La commission des lois a toutefois fait un choix différent, en adoptant une motion de ses rapporteures, ce qui nous conduit, aujourd’hui, à examiner le texte adopté par l’Assemblée nationale en nouvelle lecture.

Certes, nous ne le déplorons pas sur le fond, car cette version nous semble intégrer des dispositions utiles et équilibrées pour concourir à l’objectif de conforter les principes de notre République.

Je pense aux articles relatifs au service public, avec notamment le nouveau délit de séparatisme, au contrat d’engagement républicain qui donnera une assise légale aux décisions des élus locaux, au renforcement de la lutte contre la haine en ligne en cohérence avec la dynamique européenne. Je pense aussi à certaines mesures techniques particulièrement bienvenues visant la transparence des financements étrangers et l’incitation des associations à rejoindre le régime de la loi de 1905 pour leurs activités cultuelles, afin de permettre un meilleur contrôle de l’utilisation des subventions publiques.

Sur tous ces points, on a d’ailleurs pu constater, dès la première lecture, une convergence entre les deux assemblées. Les modifications apportées par le Sénat sur ces sujets, si elles n’ont pas toutes été conservées lors de l’examen à l’Assemblée nationale en nouvelle lecture, n’étaient pas de nature à fonder, à elles seules, un désaccord entre les deux chambres.

Ce constat ne peut que nous faire regretter le dépôt par les rapporteures d’une motion tendant à opposer la question préalable, qui sera mise aux voix dans quelques instants.

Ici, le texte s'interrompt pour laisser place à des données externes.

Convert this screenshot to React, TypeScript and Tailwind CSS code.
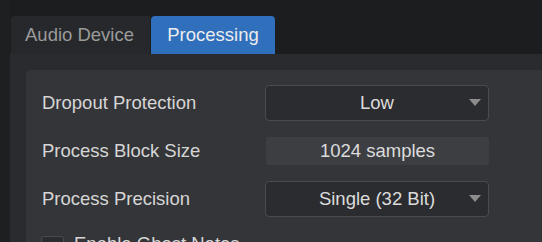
function Arrow() {
  return (
    <svg width="12" height="8" viewBox="0 0 12 8" className="absolute right-[7px] top-1/2 -translate-y-1/2">
      <path d="M0 0 L12 0 L6 7 Z" fill="#8c8c8c" />
    </svg>
  );
}

function Select({ value }: { value: string }) {
  return (
    <div className="relative w-[224px] h-[36px] shrink-0 rounded-[4px] border border-[#4a4b4f] bg-[#2b2c2f] flex items-center justify-center text-[#dcdcdc]">
      {value}
      <Arrow />
    </div>
  );
}

export default function App() {
  return (
    <div
      className="w-[542px] h-[242px] bg-[#1c1d1f] overflow-hidden flex text-[18.5px]"
      style={{ fontFamily: '"Liberation Sans", Arial, sans-serif' }}
    >
      <div className="w-[10px] shrink-0 bg-[#1e1f21]" />
      <div className="flex-1 flex flex-col pt-[16px] min-h-0">
        {/* tabs */}
        <div className="flex h-[38px] shrink-0 pl-[1px]">
          <div className="w-[139px] bg-[#26282b] rounded-tl-[4px] flex items-center pl-[14px] text-[#9b9b9b]">
            Audio Device
          </div>
          <div className="w-[124px] ml-[1px] bg-[#2f6fbb] rounded-t-[4px] flex items-center justify-center text-[#ececec]">
            Processing
          </div>
        </div>
        {/* panel */}
        <div className="flex-1 min-h-0 overflow-hidden bg-[#2a2b2e] pt-[16px] pl-[16px]">
          <div className="bg-[#343538] rounded-tl-[5px] pt-[15px] pb-[20px] pl-[16px] flex flex-col gap-[16px] text-[#d6d6d6]">
            <div className="flex items-center">
              <div className="w-[223px] shrink-0">Dropout Protection</div>
              <Select value="Low" />
            </div>
            <div className="flex items-center">
              <div className="w-[223px] shrink-0">Process Block Size</div>
              <div className="w-[223px] h-[28px] shrink-0 ml-[1px] rounded-[3px] bg-[#3d3e42] flex items-center justify-center text-[#dcdcdc]">
                1024 samples
              </div>
            </div>
            <div className="flex items-center">
              <div className="w-[223px] shrink-0">Process Precision</div>
              <Select value="Single (32 Bit)" />
            </div>
            <div className="flex items-start gap-[10px] pt-[3px] pl-[-1px]">
              <div className="w-[23px] h-[23px] -ml-[1px] rounded-[3px] border border-[#4a4b4f] bg-[#2b2c2f]" />
              <div className="leading-none -mt-[1px]">Enable Ghost Notes</div>
            </div>
          </div>
        </div>
      </div>
    </div>
  );
}
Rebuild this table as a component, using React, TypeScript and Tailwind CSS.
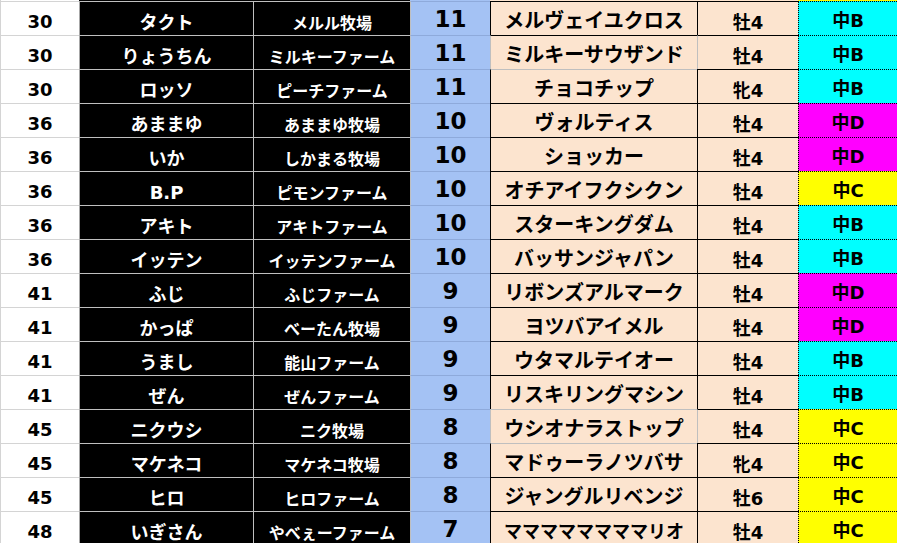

Il nous ramène en fait à l’un des principaux points de désaccord ayant conduit à l’échec de la commission mixte paritaire : l’extension, par la majorité du Sénat, du champ d’application de l’obligation de neutralité et de l’interdiction du port des signes religieux dans l’espace public.

Le choix de poursuivre le travail en nouvelle lecture aurait certes exposé la majorité sénatoriale au risque d’un nouveau rejet en commission, comme en première lecture, de ces dispositions relatives à l’interdiction des signes ostensibles. Mais, dans le même temps, ce parti pris audacieux aurait permis d’approfondir un débat sur des mesures dont la majorité reconnaît l’utilité.

Nous regrettons donc vivement le rejet du texte qui donne, au détriment d’un examen approfondi de dispositions sur lesquelles nous sommes en mesure de nous accorder, la priorité à des mesures faisant à notre sens dévier le projet de loi de son objet et le fragilisant juridiquement.

Vous l’aurez compris, mes chers collègues, le groupe RDPI soutient le texte, tel qui nous arrive de l’Assemblée nationale en nouvelle lecture.

Ses mesures sur la neutralité du service public, l’école républicaine, la lutte contre la haine en ligne, la protection de la dignité de la personne humaine ou encore le contrôle des financements s’inscrivent dans la continuité de l’esprit libéral de la loi de séparation, dans le respect de sa conception du principe de laïcité – une acception qui implique la neutralité de l’État et la liberté de conscience, non le silence des opinions religieuses de chacun ou l’éviction du religieux de l’espace public.

Par cohérence, le groupe RDPI votera donc contre la motion tendant à opposer la question préalable.